The World Bank and the European Investment Bank financed the construction of the 18.3 km Dakar BRT corridor. On the other hand, the BRT bus fleet is financed, procured, and operated by the private sector through a 15-year concession agreement signed in Mar 2021. The private sector partner, Dakar Mobilité, constitutes Meridiam and Fonds d’ Investissement du Sénégal (Senegal Investment Fund, or FONSIS) have a 70/30 shareholding agreement. FONSIS shares, which are essentially government shares, are expected to be sold back to local operators within two years. The consortium has an operator service agreement with Keolis. The overall private sector investment amounts to USD 144 million, with an additional USD 22 million financed by the World Bank’s Multilateral Investment Guarantee Agency (MIGA). 

The risks to the private sector are mitigated through clearly outlined risk and role allocation in the operating agreement, including a minimum revenue guarantee, minimum passenger guarantee set at 100,000 passengers per day, and automatic fare revision of +1.9 percent per annum. The operator is expected to collect revenues as well as maintain the necessary infrastructure. The government, on the other hand, will ensure adequate operations and passenger volumes on feeder services. The BRT fares are zone-based and were set based on affordability through preference surveys and existing fares as well as the financial viability of the concession. To accommodate vulnerable groups, estimated to constitute 17 percent of potential riders, the system will charge a reduced fare of 50 percent of the normal rate. The government will pay USD 17 million to the concessionaire over the 15-year period to offset the revenue loss due to the reduced fare. It is also worth noting that since the project is deemed financially viable with an economic internal rate of return (EIRR) of 18.9 percent, the concessionaire is expected to pay a concession fee to the government. 

To ensure improved ridership and inclusive operations, CETUD is working with other stakeholders on campaigns which also involve opportunities for women. Out of the 1000 jobs created, 35% will be allocated to women. The BRT system already has one female driver, which is not very common in Dakar. In addition, gender-based violence mechanisms are being set up to ensure safety for women and girls as well as ensure responsive reporting mechanisms. 

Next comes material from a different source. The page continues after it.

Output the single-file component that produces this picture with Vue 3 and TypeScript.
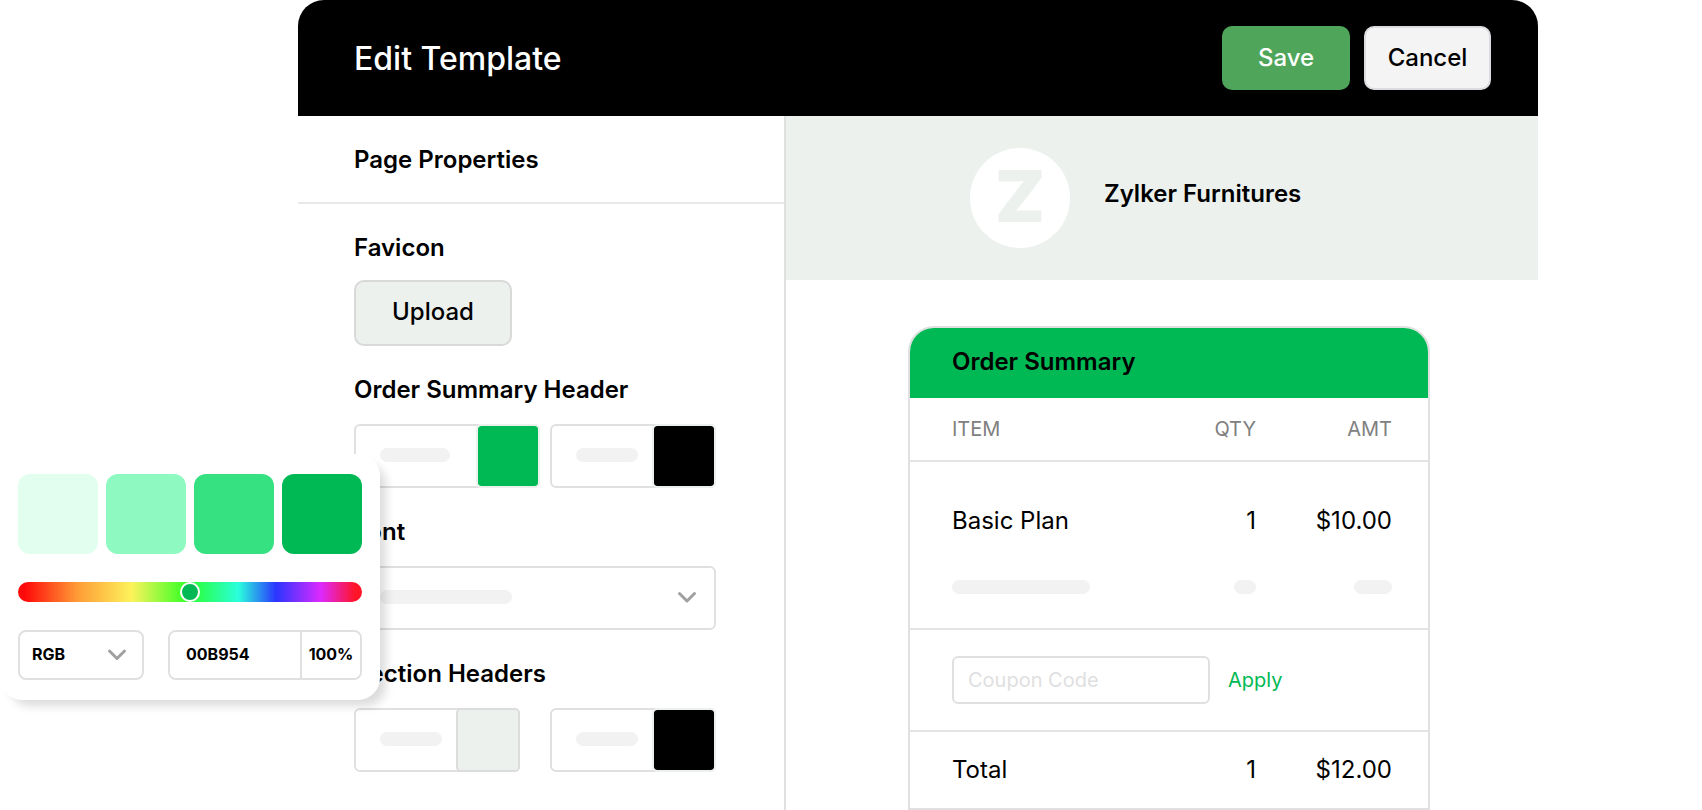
<script setup lang="ts">
import { ref } from 'vue'

interface ColorField {
  id: string
  label: string
  color: string
  size: 'wide' | 'regular'
  outlined?: boolean
}

const headerColors = ref<ColorField[]>([
  { id: 'summary-background', label: 'Order summary background', color: '#00b954', size: 'wide' },
  { id: 'summary-text', label: 'Order summary text', color: '#000000', size: 'regular' },
])

const sectionColors = ref<ColorField[]>([
  { id: 'section-background', label: 'Section background', color: '#ecf1ee', size: 'regular', outlined: true },
  { id: 'section-text', label: 'Section text', color: '#000000', size: 'regular' },
])

const shades = ['#e1feef', '#8ef9c0', '#36e182', '#00b954']
const hue = ref(50)
const colorMode = ref('RGB')
const hex = ref('00B954')
const opacity = ref('100%')
const coupon = ref('')
</script>

<template>
  <div class="page">
    <main class="editor">
      <header class="topbar">
        <h1 class="title">Edit Template</h1>
        <div class="actions">
          <button type="button" class="btn save">Save</button>
          <button type="button" class="btn cancel">Cancel</button>
        </div>
      </header>

      <div class="body">
        <aside class="properties">
          <h2 class="heading panel-title">Page Properties</h2>
          <div class="fields">
            <section class="field favicon">
              <h3 class="heading">Favicon</h3>
              <button type="button" class="btn upload">Upload</button>
            </section>

            <section class="field">
              <h3 class="heading">Order Summary Header</h3>
              <div class="pair">
                <div v-for="f in headerColors" :key="f.id" class="color" :class="f.size">
                  <input class="color-text" type="text" :aria-label="f.label + ' value'" />
                  <span class="bone color-bone"></span>
                  <input :id="f.id" v-model="f.color" class="swatch" type="color" :aria-label="f.label" />
                </div>
              </div>
            </section>

            <section class="field">
              <label class="heading" for="font-select">Font</label>
              <div class="picker">
                <select id="font-select" class="font-select">
                  <option value=""></option>
                </select>
                <span class="bone font-bone"></span>
                <svg class="chevron" width="20" height="14" viewBox="0 0 20 14" aria-hidden="true">
                  <path d="M2.500 2.500 L10 10 L17.500 2.500" />
                </svg>
              </div>
            </section>

            <section class="field">
              <h3 class="heading">Section Headers</h3>
              <div class="pair">
                <div v-for="f in sectionColors" :key="f.id" class="color" :class="f.size">
                  <input class="color-text" type="text" :aria-label="f.label + ' value'" />
                  <span class="bone color-bone"></span>
                  <input
                    :id="f.id"
                    v-model="f.color"
                    class="swatch"
                    :class="{ outlined: f.outlined }"
                    type="color"
                    :aria-label="f.label"
                  />
                </div>
              </div>
            </section>
          </div>
        </aside>

        <section class="preview">
          <div class="brand">
            <span class="logo" aria-hidden="true">Z</span>
            <h2 class="heading brand-name">Zylker Furnitures</h2>
          </div>

          <article class="card">
            <h3 class="heading card-title">Order Summary</h3>
            <table class="order">
              <thead>
                <tr>
                  <th class="item">ITEM</th>
                  <th class="qty">QTY</th>
                  <th class="amt">AMT</th>
                </tr>
              </thead>
              <tbody>
                <tr class="plan">
                  <td class="item">Basic Plan</td>
                  <td class="qty">1</td>
                  <td class="amt">$10.00</td>
                </tr>
                <tr class="placeholder">
                  <td class="item"><span class="bone long"></span></td>
                  <td class="qty"><span class="bone tiny"></span></td>
                  <td class="amt"><span class="bone short"></span></td>
                </tr>
                <tr class="coupon">
                  <td class="item" colspan="3">
                    <form class="coupon-form" @submit.prevent>
                      <input v-model="coupon" class="coupon-input" type="text" placeholder="Coupon Code" aria-label="Coupon Code" />
                      <button type="submit" class="apply">Apply</button>
                    </form>
                  </td>
                </tr>
              </tbody>
              <tfoot>
                <tr>
                  <td class="item">Total</td>
                  <td class="qty">1</td>
                  <td class="amt">$12.00</td>
                </tr>
              </tfoot>
            </table>
          </article>
        </section>
      </div>
    </main>

    <div class="popover" role="dialog" aria-label="Color picker">
      <div class="shades">
        <button
          v-for="shade in shades"
          :key="shade"
          type="button"
          class="shade"
          :style="{ backgroundColor: shade }"
          :aria-label="shade"
        ></button>
      </div>
      <input v-model="hue" class="hue" type="range" min="0" max="100" aria-label="Hue" />
      <div class="values">
        <div class="picker mode">
          <select v-model="colorMode" class="mode-select" aria-label="Color format">
            <option>RGB</option>
            <option>HSL</option>
          </select>
          <svg class="chevron" width="20" height="14" viewBox="0 0 20 14" aria-hidden="true">
            <path d="M2.500 3 L10 10.500 L17.500 3" />
          </svg>
        </div>
        <div class="code">
          <input v-model="hex" class="code-hex" type="text" aria-label="Hex value" />
          <input v-model="opacity" class="code-opacity" type="text" aria-label="Opacity" />
        </div>
      </div>
    </div>
  </div>
</template>

<style>
body {
  margin: 0;
  background: #fff;
}
</style>

<style scoped>
.page,
.page * {
  box-sizing: border-box;
}

.page {
  position: relative;
  min-height: 100vh;
  padding: 0 164px 0 298px;
  background: #fff;
  color: #000;
  font-family: Inter, 'Liberation Sans', sans-serif;
  font-size: 24px;
  line-height: 28px;
}

.page button,
.page input,
.page select {
  margin: 0;
  font-family: inherit;
  color: inherit;
  outline: none;
}

.editor {
  display: flex;
  flex-direction: column;
  min-height: 100vh;
}

.topbar {
  display: flex;
  align-items: center;
  justify-content: space-between;
  min-height: 116px;
  padding: 0 47px 0 56px;
  border-radius: 26px 26px 0 0;
  background: #000;
  color: #fff;
}

.title {
  margin: 0;
  padding-top: 2px;
  font-size: 32px;
  font-weight: 500;
  line-height: 40px;
}

.actions {
  display: flex;
  gap: 14px;
}

.btn {
  height: 64px;
  padding: 0;
  border: 0;
  border-radius: 10px;
  font-size: 24px;
  font-weight: 500;
  line-height: 28px;
}

.page .save {
  width: 128px;
  background: #4fa65b;
  color: #fff;
}

.page .cancel {
  width: 127px;
  border: 2px solid #dcdbe0;
  background: #f4f4f4;
  color: #000;
}

.body {
  display: grid;
  grid-template-columns: 488px 1fr;
  flex: 1;
}

.properties {
  border-right: 2px solid #e0e0e0;
}

.heading {
  display: block;
  margin: 0;
  font-size: 24px;
  font-weight: 600;
  line-height: 28px;
}

.panel-title {
  padding: 30px 56px 28px;
  border-bottom: 2px solid #e8e8e8;
}

.fields {
  display: flex;
  flex-direction: column;
  gap: 30px;
  padding: 30px 68px 30px 56px;
}

.field {
  display: flex;
  flex-direction: column;
  gap: 20px;
}

.favicon {
  gap: 18px;
}

.upload {
  width: 158px;
  height: 66px;
  padding-bottom: 2px;
  border: 2px solid #d9d9d9;
  background: #ecf1ee;
}

.pair {
  display: flex;
  justify-content: space-between;
}

.color {
  display: grid;
  grid-template-columns: 1fr 64px;
  height: 64px;
}

.wide {
  width: 186px;
}

.regular {
  width: 166px;
}

.color-text {
  grid-area: 1 / 1 / 2 / 3;
  width: 100%;
  height: 64px;
  padding: 0 66px 0 24px;
  border: 2px solid #e0e0e0;
  border-radius: 6px;
  background: #fff;
}

.bone {
  display: inline-block;
  height: 14px;
  border-radius: 7px;
  background: #f2f2f2;
  pointer-events: none;
}

.color-bone {
  grid-area: 1 / 1;
  align-self: center;
  width: 62px;
  margin: 0 0 2px 26px;
}

.wide .color-bone {
  width: 70px;
}

.swatch {
  grid-area: 1 / 2;
  width: 64px;
  height: 64px;
  padding: 0;
  border: 2px solid #ecf1ee;
  border-radius: 5px;
  background: #ecf1ee;
  appearance: none;
}

.outlined {
  border-color: #dcdcdc;
}

.swatch::-webkit-color-swatch-wrapper {
  padding: 0;
}

.swatch::-webkit-color-swatch {
  border: 0;
  border-radius: 3px;
}

.picker {
  display: grid;
  align-items: center;
}

.picker > * {
  grid-area: 1 / 1;
}

.font-select {
  width: 100%;
  height: 64px;
  border: 2px solid #e0e0e0;
  border-radius: 6px;
  background: #fff;
  appearance: none;
}

.font-bone {
  width: 132px;
  margin: 0 0 2px 26px;
}

.chevron {
  justify-self: end;
  margin-right: 19px;
  pointer-events: none;
}

.chevron path {
  fill: none;
  stroke: #a0a0a0;
  stroke-width: 3;
  stroke-linecap: round;
  stroke-linejoin: round;
}

.brand {
  display: flex;
  align-items: center;
  gap: 34px;
  height: 164px;
  padding-left: 184px;
  background: #ecf1ee;
}

.logo {
  flex: none;
  width: 100px;
  height: 100px;
  border-radius: 50%;
  background: #fff;
  color: #ecf1ee;
  font-size: 72px;
  font-weight: 900;
  line-height: 96px;
  text-align: center;
}

.brand-name {
  padding-bottom: 8px;
}

.card {
  margin: 46px 108px 0 122px;
  border: 2px solid #e0e0e0;
  border-radius: 26px 26px 0 0;
  overflow: hidden;
}

.card-title {
  padding: 20px 42px 22px;
  background: #00b954;
}

.order {
  width: 100%;
  border-collapse: separate;
  border-spacing: 0;
  table-layout: fixed;
}

.order th,
.order td {
  padding: 0;
  font-weight: 400;
  text-align: right;
}

.order .item {
  padding-left: 42px;
  text-align: left;
}

.order .qty {
  width: 90px;
}

.order .amt {
  width: 172px;
  padding-right: 36px;
}

.order th {
  height: 64px;
  border-bottom: 2px solid #e4e4e4;
  color: #808080;
  font-size: 20px;
}

.plan td {
  height: 118px;
}

.order .placeholder td {
  height: 50px;
  border-bottom: 2px solid #e4e4e4;
  line-height: 14px;
  vertical-align: top;
}

.placeholder .bone {
  display: inline-block;
  vertical-align: top;
}

.long {
  width: 138px;
}

.tiny {
  width: 22px;
}

.short {
  width: 38px;
}

.coupon td {
  height: 102px;
  border-bottom: 2px solid #e4e4e4;
}

.coupon-form {
  display: flex;
  align-items: center;
  gap: 18px;
}

.coupon-input {
  width: 258px;
  height: 48px;
  padding: 0 14px;
  border: 2px solid #e0e0e0;
  border-radius: 6px;
  background: #fff;
  font-size: 20px;
}

.coupon-input::placeholder {
  color: #e0e0e0;
  opacity: 1;
}

.page .apply {
  padding: 0;
  border: 0;
  background: none;
  color: #00b954;
  font-size: 20px;
  line-height: 28px;
}

.order tfoot td {
  height: 76px;
}

.popover {
  position: absolute;
  top: 454px;
  left: 0;
  display: flex;
  flex-direction: column;
  gap: 28px;
  width: 380px;
  padding: 20px 18px;
  border-radius: 22px;
  background: #fff;
  box-shadow: 8px 8px 10px -2px rgba(0, 0, 0, 0.14);
}

.shades {
  display: grid;
  grid-template-columns: repeat(4, 1fr);
  gap: 8px;
}

.shade {
  height: 80px;
  padding: 0;
  border: 0;
  border-radius: 12px;
}

.hue {
  display: block;
  width: 100%;
  height: 20px;
  border-radius: 10px;
  background: linear-gradient(
    90deg,
    #ff0a0a 2%,
    #fe9a35 17%,
    #fdf35b 33%,
    #4cff2a 47%,
    #2aff55 53%,
    #2affdc 64%,
    #2a35ff 75%,
    #dc2aff 88%,
    #ff1428 98%
  );
  appearance: none;
}

.hue::-webkit-slider-thumb {
  width: 20px;
  height: 20px;
  border: 2px solid #fff;
  border-radius: 50%;
  background: #00b954;
  appearance: none;
}

.values {
  display: flex;
  justify-content: space-between;
  font-size: 16px;
}

.mode {
  width: 126px;
}

.mode .chevron {
  margin-right: 17px;
}

.mode-select {
  width: 100%;
  height: 50px;
  padding: 0 0 2px 12px;
  border: 2px solid #e0e0e0;
  border-radius: 8px;
  background: #fff;
  font-size: 16px;
  font-weight: 700;
  appearance: none;
}

.code {
  display: flex;
  width: 194px;
  height: 50px;
  border: 2px solid #e0e0e0;
  border-radius: 8px;
  overflow: hidden;
}

.code input {
  min-width: 0;
  height: 46px;
  border: 0;
  background: #fff;
  font-size: 16px;
  font-weight: 700;
}

.code .code-hex {
  flex: 1;
  padding: 0 0 2px 16px;
}

.code .code-opacity {
  width: 60px;
  padding: 0 0 2px;
  border-left: 2px solid #e0e0e0;
  text-align: center;
}
</style>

The Dakar BRT system is a great example of how cities can reduce urban transport emissions through the shift-avoid-improve model, which through ITDP’s compact cities modelling, has shown the greatest benefits in reducing greenhouse gas emissions and keeping warming below the 1.5 degrees threshold. By advocating for walking and cycling, creating dense mixed-use neighbourhoods as well as implementing efficient and accessible electric mass rapid transit systems, African cities can ensure more sustainable commutes.